**What this task involves**
Check every line for the word "that" and give the number of lines where it occurs, nothing else.

**Excerpted data**
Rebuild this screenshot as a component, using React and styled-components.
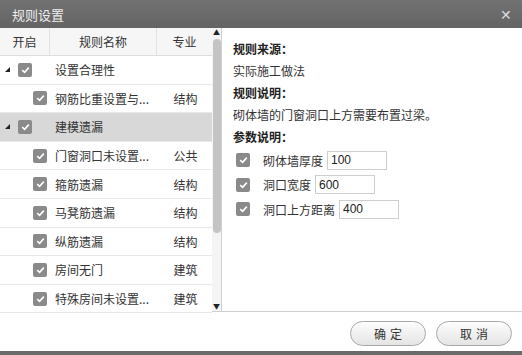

...

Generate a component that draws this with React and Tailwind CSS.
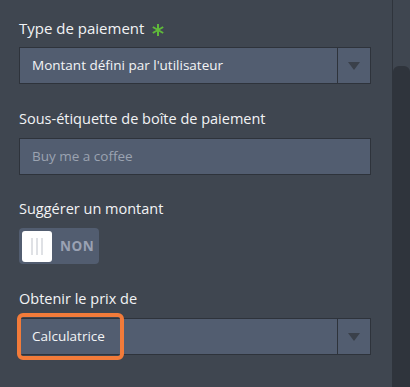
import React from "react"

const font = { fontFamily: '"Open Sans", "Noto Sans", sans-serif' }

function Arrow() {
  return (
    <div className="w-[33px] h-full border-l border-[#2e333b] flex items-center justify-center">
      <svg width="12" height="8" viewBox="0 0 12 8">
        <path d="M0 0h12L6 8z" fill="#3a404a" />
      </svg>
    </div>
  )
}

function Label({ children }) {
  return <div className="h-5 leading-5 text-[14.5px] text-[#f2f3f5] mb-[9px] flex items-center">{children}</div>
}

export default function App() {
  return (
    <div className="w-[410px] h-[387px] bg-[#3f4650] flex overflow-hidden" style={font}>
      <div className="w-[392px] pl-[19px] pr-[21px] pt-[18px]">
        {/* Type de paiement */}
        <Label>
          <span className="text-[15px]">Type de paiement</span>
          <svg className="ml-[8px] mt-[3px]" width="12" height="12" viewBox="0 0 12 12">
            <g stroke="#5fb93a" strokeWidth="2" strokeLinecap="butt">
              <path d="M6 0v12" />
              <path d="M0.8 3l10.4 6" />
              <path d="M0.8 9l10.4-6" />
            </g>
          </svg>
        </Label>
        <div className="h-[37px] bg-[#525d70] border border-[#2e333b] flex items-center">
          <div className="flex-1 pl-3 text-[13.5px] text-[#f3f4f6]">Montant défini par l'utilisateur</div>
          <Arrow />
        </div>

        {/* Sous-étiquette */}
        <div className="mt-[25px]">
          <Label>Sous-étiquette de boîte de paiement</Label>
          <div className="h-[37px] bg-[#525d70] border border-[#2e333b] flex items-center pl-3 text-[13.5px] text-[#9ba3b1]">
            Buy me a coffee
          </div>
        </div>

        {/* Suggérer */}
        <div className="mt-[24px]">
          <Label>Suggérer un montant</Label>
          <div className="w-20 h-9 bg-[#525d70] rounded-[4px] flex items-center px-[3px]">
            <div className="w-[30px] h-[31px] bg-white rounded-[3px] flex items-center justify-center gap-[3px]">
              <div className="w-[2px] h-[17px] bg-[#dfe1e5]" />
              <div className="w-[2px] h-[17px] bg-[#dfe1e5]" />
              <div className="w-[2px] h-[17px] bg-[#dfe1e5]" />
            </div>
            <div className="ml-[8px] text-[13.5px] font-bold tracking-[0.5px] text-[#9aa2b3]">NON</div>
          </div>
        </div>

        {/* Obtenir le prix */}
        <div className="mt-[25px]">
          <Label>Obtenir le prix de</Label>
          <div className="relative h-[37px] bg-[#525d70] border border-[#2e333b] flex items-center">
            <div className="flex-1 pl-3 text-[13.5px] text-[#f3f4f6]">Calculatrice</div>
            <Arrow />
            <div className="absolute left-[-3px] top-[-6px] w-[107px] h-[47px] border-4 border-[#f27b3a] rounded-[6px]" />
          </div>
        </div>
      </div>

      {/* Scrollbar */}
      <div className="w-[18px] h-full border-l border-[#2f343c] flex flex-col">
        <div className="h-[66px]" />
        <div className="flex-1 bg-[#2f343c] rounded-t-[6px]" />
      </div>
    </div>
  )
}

--

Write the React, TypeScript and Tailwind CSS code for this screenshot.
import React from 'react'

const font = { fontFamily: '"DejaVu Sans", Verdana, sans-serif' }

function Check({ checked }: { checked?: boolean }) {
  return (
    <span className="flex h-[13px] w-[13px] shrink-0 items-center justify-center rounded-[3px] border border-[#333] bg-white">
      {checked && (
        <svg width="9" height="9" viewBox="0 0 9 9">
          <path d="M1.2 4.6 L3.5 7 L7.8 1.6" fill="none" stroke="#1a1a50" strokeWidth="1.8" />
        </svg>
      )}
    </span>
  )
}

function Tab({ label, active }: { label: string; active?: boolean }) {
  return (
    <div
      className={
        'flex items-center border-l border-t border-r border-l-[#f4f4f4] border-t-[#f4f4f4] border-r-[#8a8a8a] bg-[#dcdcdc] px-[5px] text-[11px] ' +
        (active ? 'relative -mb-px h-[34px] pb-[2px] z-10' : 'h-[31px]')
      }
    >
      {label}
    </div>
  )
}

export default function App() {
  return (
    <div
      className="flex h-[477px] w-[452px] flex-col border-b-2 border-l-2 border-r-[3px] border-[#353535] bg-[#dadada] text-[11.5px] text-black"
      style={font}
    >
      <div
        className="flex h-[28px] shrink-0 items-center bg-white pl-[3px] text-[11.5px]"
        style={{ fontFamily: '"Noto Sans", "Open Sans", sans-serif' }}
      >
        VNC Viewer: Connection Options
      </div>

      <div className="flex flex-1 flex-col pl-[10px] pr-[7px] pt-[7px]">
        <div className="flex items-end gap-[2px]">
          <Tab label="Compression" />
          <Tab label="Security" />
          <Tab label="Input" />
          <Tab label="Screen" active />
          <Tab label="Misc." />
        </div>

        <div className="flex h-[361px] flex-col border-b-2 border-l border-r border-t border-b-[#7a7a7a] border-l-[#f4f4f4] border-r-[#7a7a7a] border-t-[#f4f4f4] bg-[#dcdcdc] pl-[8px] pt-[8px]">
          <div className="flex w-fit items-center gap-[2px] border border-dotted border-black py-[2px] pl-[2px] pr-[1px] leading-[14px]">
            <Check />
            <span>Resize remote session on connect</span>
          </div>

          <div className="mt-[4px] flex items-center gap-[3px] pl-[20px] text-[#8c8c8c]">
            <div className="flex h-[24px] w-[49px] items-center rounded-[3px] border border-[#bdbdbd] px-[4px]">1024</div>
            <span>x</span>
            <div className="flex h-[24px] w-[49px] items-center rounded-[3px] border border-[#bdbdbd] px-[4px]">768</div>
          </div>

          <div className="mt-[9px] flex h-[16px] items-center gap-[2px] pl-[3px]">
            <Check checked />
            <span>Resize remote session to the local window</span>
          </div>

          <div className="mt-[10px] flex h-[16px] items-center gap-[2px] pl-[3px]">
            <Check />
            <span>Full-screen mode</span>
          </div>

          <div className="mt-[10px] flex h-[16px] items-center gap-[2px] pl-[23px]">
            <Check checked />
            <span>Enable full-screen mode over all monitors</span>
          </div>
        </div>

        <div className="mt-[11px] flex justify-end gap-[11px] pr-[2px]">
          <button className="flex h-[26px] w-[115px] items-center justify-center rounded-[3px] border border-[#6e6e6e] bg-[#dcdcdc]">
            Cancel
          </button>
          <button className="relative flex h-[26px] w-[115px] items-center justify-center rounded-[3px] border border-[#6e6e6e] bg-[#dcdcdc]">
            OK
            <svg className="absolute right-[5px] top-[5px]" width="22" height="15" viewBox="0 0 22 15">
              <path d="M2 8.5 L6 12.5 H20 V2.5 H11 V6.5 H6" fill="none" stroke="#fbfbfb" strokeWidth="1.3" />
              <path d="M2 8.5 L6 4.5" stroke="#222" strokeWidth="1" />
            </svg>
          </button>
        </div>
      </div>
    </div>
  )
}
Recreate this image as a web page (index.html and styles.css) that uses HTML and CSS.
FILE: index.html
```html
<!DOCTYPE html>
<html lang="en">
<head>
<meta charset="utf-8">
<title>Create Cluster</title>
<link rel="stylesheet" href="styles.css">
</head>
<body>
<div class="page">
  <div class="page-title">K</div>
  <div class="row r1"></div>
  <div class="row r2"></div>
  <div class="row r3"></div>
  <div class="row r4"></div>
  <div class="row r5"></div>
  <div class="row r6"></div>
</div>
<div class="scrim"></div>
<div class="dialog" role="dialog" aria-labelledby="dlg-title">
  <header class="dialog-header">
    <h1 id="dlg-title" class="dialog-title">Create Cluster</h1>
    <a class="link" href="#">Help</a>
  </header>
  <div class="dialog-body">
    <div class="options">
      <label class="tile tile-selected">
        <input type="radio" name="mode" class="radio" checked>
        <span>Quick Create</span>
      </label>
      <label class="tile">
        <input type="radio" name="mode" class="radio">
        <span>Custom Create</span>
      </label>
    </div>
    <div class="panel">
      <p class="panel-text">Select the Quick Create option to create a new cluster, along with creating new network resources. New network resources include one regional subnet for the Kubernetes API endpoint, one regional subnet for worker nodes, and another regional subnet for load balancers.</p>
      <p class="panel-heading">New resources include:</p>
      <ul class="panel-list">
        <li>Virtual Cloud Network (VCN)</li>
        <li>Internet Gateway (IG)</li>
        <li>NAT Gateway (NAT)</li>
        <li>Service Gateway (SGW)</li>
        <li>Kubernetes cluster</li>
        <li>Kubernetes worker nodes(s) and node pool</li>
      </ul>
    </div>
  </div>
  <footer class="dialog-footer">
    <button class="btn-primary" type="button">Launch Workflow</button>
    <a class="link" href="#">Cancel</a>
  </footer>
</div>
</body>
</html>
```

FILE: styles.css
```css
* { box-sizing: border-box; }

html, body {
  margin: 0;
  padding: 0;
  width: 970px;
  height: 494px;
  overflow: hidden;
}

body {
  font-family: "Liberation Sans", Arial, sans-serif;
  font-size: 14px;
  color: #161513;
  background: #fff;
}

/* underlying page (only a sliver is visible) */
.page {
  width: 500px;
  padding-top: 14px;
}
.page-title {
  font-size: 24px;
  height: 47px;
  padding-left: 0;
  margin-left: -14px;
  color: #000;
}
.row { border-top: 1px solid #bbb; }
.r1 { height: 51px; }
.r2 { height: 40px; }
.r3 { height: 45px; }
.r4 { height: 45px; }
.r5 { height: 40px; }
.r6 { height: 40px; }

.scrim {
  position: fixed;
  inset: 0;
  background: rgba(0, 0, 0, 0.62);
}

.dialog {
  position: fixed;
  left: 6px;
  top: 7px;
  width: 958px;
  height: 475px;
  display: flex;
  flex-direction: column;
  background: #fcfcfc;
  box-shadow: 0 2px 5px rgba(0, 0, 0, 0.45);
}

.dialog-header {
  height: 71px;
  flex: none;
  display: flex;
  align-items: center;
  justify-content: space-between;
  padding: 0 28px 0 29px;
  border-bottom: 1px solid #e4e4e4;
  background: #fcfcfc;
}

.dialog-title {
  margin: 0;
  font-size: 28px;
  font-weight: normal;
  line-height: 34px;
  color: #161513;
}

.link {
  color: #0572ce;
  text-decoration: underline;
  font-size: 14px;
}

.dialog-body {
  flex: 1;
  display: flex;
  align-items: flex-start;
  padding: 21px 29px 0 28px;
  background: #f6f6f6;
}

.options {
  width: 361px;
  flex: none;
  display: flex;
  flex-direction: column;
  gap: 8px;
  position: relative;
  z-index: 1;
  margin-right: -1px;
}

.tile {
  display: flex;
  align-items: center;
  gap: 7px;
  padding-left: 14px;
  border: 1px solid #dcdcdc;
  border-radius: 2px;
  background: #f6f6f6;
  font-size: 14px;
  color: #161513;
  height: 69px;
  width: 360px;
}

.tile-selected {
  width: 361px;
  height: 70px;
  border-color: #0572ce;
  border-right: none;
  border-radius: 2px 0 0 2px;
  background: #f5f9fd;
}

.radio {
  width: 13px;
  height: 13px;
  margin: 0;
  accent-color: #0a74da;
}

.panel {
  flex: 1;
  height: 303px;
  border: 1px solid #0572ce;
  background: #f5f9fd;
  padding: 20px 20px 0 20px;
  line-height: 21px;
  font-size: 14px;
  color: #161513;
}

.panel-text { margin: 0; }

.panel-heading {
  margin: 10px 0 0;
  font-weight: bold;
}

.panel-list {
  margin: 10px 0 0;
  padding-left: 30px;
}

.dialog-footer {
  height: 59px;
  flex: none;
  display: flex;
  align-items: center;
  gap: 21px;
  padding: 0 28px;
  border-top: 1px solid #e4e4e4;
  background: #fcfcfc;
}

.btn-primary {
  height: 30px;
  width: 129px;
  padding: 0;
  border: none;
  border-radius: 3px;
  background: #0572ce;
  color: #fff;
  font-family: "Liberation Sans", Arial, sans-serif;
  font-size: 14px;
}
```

**Reply to the task**
2